Second, do not benchmark activations in isolation and overgeneralize. A small CIFAR experiment, a Transformer language model, a physics-informed network, and an embedded inference model have different bottlenecks. Accuracy, gradient flow, memory bandwidth, vectorization, and kernel fusion can point to different choices.
Reading The 400-Function Survey
The Kunc and Klema survey is valuable because it makes the activation-function space searchable. It also says something important about research practice: many proposed functions differ by a slope, shift, gate, learned parameter, or smooth approximation. Some ideas are rediscovered under new names.
For a practitioner, the paper is best read in three passes:
- Use it as a dictionary when you encounter an unfamiliar activation name.
- Use its fixed/adaptive split to ask whether a function has trainable shape parameters.
- Use its breadth as a warning that “new activation” papers need careful baselines and ablations.

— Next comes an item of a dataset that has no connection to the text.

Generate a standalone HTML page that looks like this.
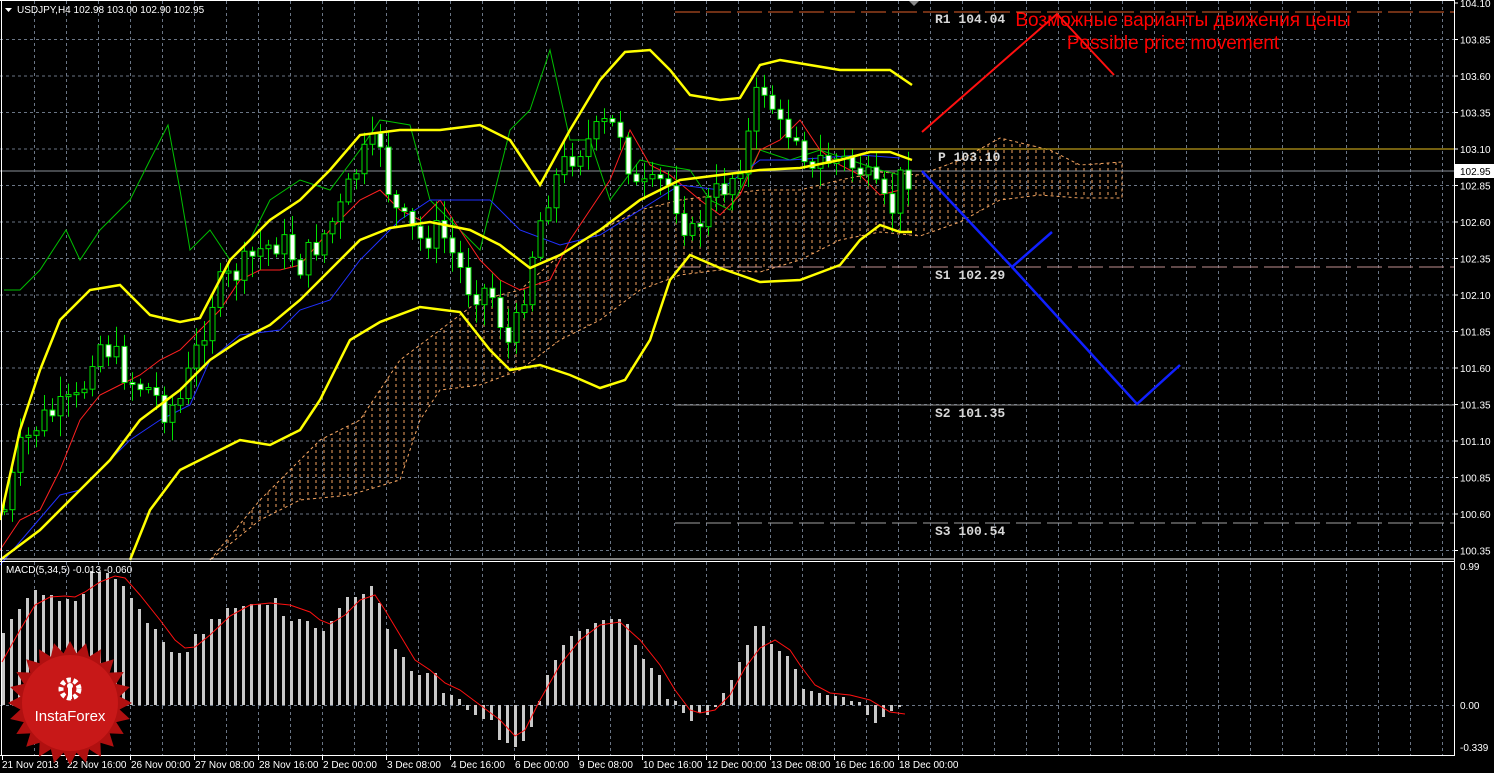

For everyday model building, the useful mental model is much smaller:
| Dimension | Question to ask |
|---|---|
| Nonlinearity | Can stacked layers compose the bends and gates the task needs? |
| Gradient flow | Does backprop keep signal, or does it vanish in flat/clipped regions? |
| Value distribution | Does the next layer see stable activations, or a shifted distribution? |
| Compute and kernel support | Do exponentials, erf, lookup tables, or branches matter at inference time? |
That is the real checklist. An activation function is a local scalar function, but it changes the global behavior of optimization and representation. The right question is not “which of the 400 is best?” It is:
what geometry, gradient behavior, and system cost does this network need?